Given problem: Reproduce the entries word for word, and omit any picture you find in them.

Listed entries:
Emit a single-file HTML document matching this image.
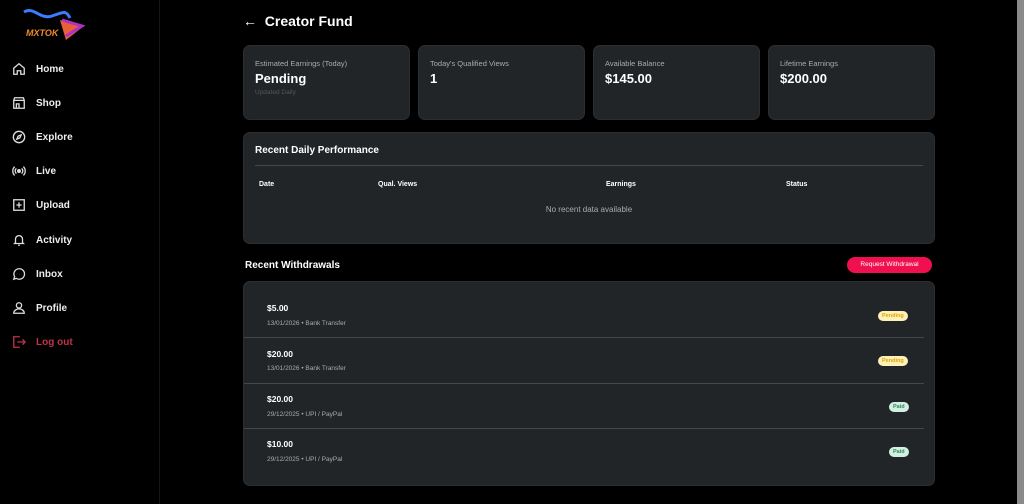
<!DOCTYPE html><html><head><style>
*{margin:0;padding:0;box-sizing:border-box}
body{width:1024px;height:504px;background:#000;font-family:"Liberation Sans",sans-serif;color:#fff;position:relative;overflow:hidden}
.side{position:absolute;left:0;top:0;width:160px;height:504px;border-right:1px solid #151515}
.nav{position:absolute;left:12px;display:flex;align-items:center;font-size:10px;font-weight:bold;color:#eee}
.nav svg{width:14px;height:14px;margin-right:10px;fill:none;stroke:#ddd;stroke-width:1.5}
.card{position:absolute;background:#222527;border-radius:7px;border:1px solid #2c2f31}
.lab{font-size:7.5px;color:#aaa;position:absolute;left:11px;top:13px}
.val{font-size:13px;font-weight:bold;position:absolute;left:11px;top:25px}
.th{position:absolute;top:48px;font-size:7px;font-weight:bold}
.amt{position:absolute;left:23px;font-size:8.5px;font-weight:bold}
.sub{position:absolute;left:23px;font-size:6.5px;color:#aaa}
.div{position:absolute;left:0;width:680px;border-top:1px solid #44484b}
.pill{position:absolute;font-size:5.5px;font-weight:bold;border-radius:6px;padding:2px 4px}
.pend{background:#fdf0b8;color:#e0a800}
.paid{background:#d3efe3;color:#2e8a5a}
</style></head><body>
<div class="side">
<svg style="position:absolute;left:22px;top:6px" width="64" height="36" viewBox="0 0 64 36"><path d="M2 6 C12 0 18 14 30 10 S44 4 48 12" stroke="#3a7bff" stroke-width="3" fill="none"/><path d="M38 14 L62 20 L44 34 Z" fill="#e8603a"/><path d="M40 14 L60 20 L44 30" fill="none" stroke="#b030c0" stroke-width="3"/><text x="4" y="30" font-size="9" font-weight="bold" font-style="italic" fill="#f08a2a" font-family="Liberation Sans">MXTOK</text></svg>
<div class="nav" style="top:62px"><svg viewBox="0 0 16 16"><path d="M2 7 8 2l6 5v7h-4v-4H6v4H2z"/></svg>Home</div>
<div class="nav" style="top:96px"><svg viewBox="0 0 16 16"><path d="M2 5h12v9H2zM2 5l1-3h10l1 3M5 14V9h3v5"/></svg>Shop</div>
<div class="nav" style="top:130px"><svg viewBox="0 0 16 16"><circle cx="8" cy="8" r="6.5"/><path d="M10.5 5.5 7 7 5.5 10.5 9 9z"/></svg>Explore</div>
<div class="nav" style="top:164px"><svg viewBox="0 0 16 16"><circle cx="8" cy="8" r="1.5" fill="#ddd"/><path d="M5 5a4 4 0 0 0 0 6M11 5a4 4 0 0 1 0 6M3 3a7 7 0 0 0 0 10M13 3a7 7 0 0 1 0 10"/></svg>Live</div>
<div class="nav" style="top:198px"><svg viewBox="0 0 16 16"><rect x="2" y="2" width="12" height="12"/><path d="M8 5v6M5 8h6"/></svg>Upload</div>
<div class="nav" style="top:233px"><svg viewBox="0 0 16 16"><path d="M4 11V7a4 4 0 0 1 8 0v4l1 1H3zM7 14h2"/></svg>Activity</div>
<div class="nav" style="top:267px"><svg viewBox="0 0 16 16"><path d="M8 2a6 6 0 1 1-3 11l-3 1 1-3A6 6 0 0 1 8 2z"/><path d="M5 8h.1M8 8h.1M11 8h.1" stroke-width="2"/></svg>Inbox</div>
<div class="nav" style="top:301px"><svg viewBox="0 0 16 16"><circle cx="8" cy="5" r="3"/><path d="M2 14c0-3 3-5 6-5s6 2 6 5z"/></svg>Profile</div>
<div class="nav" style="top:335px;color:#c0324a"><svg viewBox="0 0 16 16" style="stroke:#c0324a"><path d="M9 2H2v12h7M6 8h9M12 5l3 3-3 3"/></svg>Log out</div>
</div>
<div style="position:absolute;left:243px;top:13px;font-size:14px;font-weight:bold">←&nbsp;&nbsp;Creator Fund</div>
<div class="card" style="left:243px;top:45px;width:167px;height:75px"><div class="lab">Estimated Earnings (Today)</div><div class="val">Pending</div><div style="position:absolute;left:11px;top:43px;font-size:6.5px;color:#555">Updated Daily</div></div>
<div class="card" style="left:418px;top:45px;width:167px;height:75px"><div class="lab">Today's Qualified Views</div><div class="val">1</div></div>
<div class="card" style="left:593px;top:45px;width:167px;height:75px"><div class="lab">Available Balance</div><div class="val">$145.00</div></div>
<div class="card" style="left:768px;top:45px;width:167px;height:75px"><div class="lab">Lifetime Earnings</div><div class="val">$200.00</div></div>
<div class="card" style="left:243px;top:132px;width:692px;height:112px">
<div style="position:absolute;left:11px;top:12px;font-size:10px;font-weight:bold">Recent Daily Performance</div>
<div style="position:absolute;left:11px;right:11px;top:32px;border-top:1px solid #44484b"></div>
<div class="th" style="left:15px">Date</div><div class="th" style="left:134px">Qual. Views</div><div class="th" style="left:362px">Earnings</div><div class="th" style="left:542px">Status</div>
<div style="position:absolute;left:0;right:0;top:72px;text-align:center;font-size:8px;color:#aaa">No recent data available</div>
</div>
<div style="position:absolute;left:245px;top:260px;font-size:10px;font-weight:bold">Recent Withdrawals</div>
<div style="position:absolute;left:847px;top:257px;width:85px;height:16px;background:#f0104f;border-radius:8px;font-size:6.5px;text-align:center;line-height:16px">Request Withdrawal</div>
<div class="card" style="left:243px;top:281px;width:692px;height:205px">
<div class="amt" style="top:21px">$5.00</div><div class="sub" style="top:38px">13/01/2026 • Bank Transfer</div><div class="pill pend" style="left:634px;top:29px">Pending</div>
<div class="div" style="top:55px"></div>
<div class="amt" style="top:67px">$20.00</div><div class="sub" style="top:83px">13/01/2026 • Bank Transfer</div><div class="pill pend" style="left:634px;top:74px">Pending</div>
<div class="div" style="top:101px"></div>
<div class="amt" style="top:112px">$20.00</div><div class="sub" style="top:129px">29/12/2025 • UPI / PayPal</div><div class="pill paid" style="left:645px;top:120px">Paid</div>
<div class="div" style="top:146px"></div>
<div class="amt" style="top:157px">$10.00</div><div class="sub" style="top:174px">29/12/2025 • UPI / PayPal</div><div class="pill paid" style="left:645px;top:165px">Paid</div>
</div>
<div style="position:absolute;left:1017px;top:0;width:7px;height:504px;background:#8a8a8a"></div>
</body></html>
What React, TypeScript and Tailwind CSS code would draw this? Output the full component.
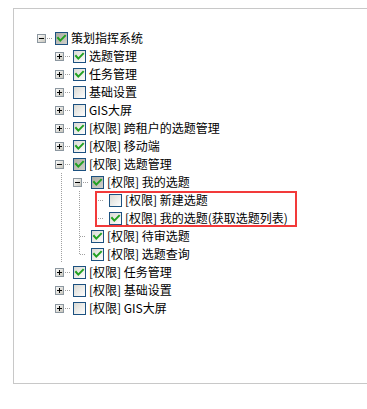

Finished answer:
Emit a single-file HTML document matching this image.
<!DOCTYPE html><html><head><style>
*{margin:0;padding:0;box-sizing:border-box}
body{width:1024px;height:504px;background:#000;font-family:"Liberation Sans",sans-serif;color:#fff;position:relative;overflow:hidden}
.side{position:absolute;left:0;top:0;width:160px;height:504px;border-right:1px solid #151515}
.nav{position:absolute;left:12px;display:flex;align-items:center;font-size:10px;font-weight:bold;color:#eee}
.nav svg{width:14px;height:14px;margin-right:10px;fill:none;stroke:#ddd;stroke-width:1.5}
.card{position:absolute;background:#222527;border-radius:7px;border:1px solid #2c2f31}
.lab{font-size:7.5px;color:#aaa;position:absolute;left:11px;top:13px}
.val{font-size:13px;font-weight:bold;position:absolute;left:11px;top:25px}
.th{position:absolute;top:48px;font-size:7px;font-weight:bold}
.amt{position:absolute;left:23px;font-size:8.5px;font-weight:bold}
.sub{position:absolute;left:23px;font-size:6.5px;color:#aaa}
.div{position:absolute;left:0;width:680px;border-top:1px solid #44484b}
.pill{position:absolute;font-size:5.5px;font-weight:bold;border-radius:6px;padding:2px 4px}
.pend{background:#fdf0b8;color:#e0a800}
.paid{background:#d3efe3;color:#2e8a5a}
</style></head><body>
<div class="side">
<svg style="position:absolute;left:22px;top:6px" width="64" height="36" viewBox="0 0 64 36"><path d="M2 6 C12 0 18 14 30 10 S44 4 48 12" stroke="#3a7bff" stroke-width="3" fill="none"/><path d="M38 14 L62 20 L44 34 Z" fill="#e8603a"/><path d="M40 14 L60 20 L44 30" fill="none" stroke="#b030c0" stroke-width="3"/><text x="4" y="30" font-size="9" font-weight="bold" font-style="italic" fill="#f08a2a" font-family="Liberation Sans">MXTOK</text></svg>
<div class="nav" style="top:62px"><svg viewBox="0 0 16 16"><path d="M2 7 8 2l6 5v7h-4v-4H6v4H2z"/></svg>Home</div>
<div class="nav" style="top:96px"><svg viewBox="0 0 16 16"><path d="M2 5h12v9H2zM2 5l1-3h10l1 3M5 14V9h3v5"/></svg>Shop</div>
<div class="nav" style="top:130px"><svg viewBox="0 0 16 16"><circle cx="8" cy="8" r="6.5"/><path d="M10.5 5.5 7 7 5.5 10.5 9 9z"/></svg>Explore</div>
<div class="nav" style="top:164px"><svg viewBox="0 0 16 16"><circle cx="8" cy="8" r="1.5" fill="#ddd"/><path d="M5 5a4 4 0 0 0 0 6M11 5a4 4 0 0 1 0 6M3 3a7 7 0 0 0 0 10M13 3a7 7 0 0 1 0 10"/></svg>Live</div>
<div class="nav" style="top:198px"><svg viewBox="0 0 16 16"><rect x="2" y="2" width="12" height="12"/><path d="M8 5v6M5 8h6"/></svg>Upload</div>
<div class="nav" style="top:233px"><svg viewBox="0 0 16 16"><path d="M4 11V7a4 4 0 0 1 8 0v4l1 1H3zM7 14h2"/></svg>Activity</div>
<div class="nav" style="top:267px"><svg viewBox="0 0 16 16"><path d="M8 2a6 6 0 1 1-3 11l-3 1 1-3A6 6 0 0 1 8 2z"/><path d="M5 8h.1M8 8h.1M11 8h.1" stroke-width="2"/></svg>Inbox</div>
<div class="nav" style="top:301px"><svg viewBox="0 0 16 16"><circle cx="8" cy="5" r="3"/><path d="M2 14c0-3 3-5 6-5s6 2 6 5z"/></svg>Profile</div>
<div class="nav" style="top:335px;color:#c0324a"><svg viewBox="0 0 16 16" style="stroke:#c0324a"><path d="M9 2H2v12h7M6 8h9M12 5l3 3-3 3"/></svg>Log out</div>
</div>
<div style="position:absolute;left:243px;top:13px;font-size:14px;font-weight:bold">←&nbsp;&nbsp;Creator Fund</div>
<div class="card" style="left:243px;top:45px;width:167px;height:75px"><div class="lab">Estimated Earnings (Today)</div><div class="val">Pending</div><div style="position:absolute;left:11px;top:43px;font-size:6.5px;color:#555">Updated Daily</div></div>
<div class="card" style="left:418px;top:45px;width:167px;height:75px"><div class="lab">Today's Qualified Views</div><div class="val">1</div></div>
<div class="card" style="left:593px;top:45px;width:167px;height:75px"><div class="lab">Available Balance</div><div class="val">$145.00</div></div>
<div class="card" style="left:768px;top:45px;width:167px;height:75px"><div class="lab">Lifetime Earnings</div><div class="val">$200.00</div></div>
<div class="card" style="left:243px;top:132px;width:692px;height:112px">
<div style="position:absolute;left:11px;top:12px;font-size:10px;font-weight:bold">Recent Daily Performance</div>
<div style="position:absolute;left:11px;right:11px;top:32px;border-top:1px solid #44484b"></div>
<div class="th" style="left:15px">Date</div><div class="th" style="left:134px">Qual. Views</div><div class="th" style="left:362px">Earnings</div><div class="th" style="left:542px">Status</div>
<div style="position:absolute;left:0;right:0;top:72px;text-align:center;font-size:8px;color:#aaa">No recent data available</div>
</div>
<div style="position:absolute;left:245px;top:260px;font-size:10px;font-weight:bold">Recent Withdrawals</div>
<div style="position:absolute;left:847px;top:257px;width:85px;height:16px;background:#f0104f;border-radius:8px;font-size:6.5px;text-align:center;line-height:16px">Request Withdrawal</div>
<div class="card" style="left:243px;top:281px;width:692px;height:205px">
<div class="amt" style="top:21px">$5.00</div><div class="sub" style="top:38px">13/01/2026 • Bank Transfer</div><div class="pill pend" style="left:634px;top:29px">Pending</div>
<div class="div" style="top:55px"></div>
<div class="amt" style="top:67px">$20.00</div><div class="sub" style="top:83px">13/01/2026 • Bank Transfer</div><div class="pill pend" style="left:634px;top:74px">Pending</div>
<div class="div" style="top:101px"></div>
<div class="amt" style="top:112px">$20.00</div><div class="sub" style="top:129px">29/12/2025 • UPI / PayPal</div><div class="pill paid" style="left:645px;top:120px">Paid</div>
<div class="div" style="top:146px"></div>
<div class="amt" style="top:157px">$10.00</div><div class="sub" style="top:174px">29/12/2025 • UPI / PayPal</div><div class="pill paid" style="left:645px;top:165px">Paid</div>
</div>
<div style="position:absolute;left:1017px;top:0;width:7px;height:504px;background:#8a8a8a"></div>
</body></html>
What React, TypeScript and Tailwind CSS code would draw this? Output the full component.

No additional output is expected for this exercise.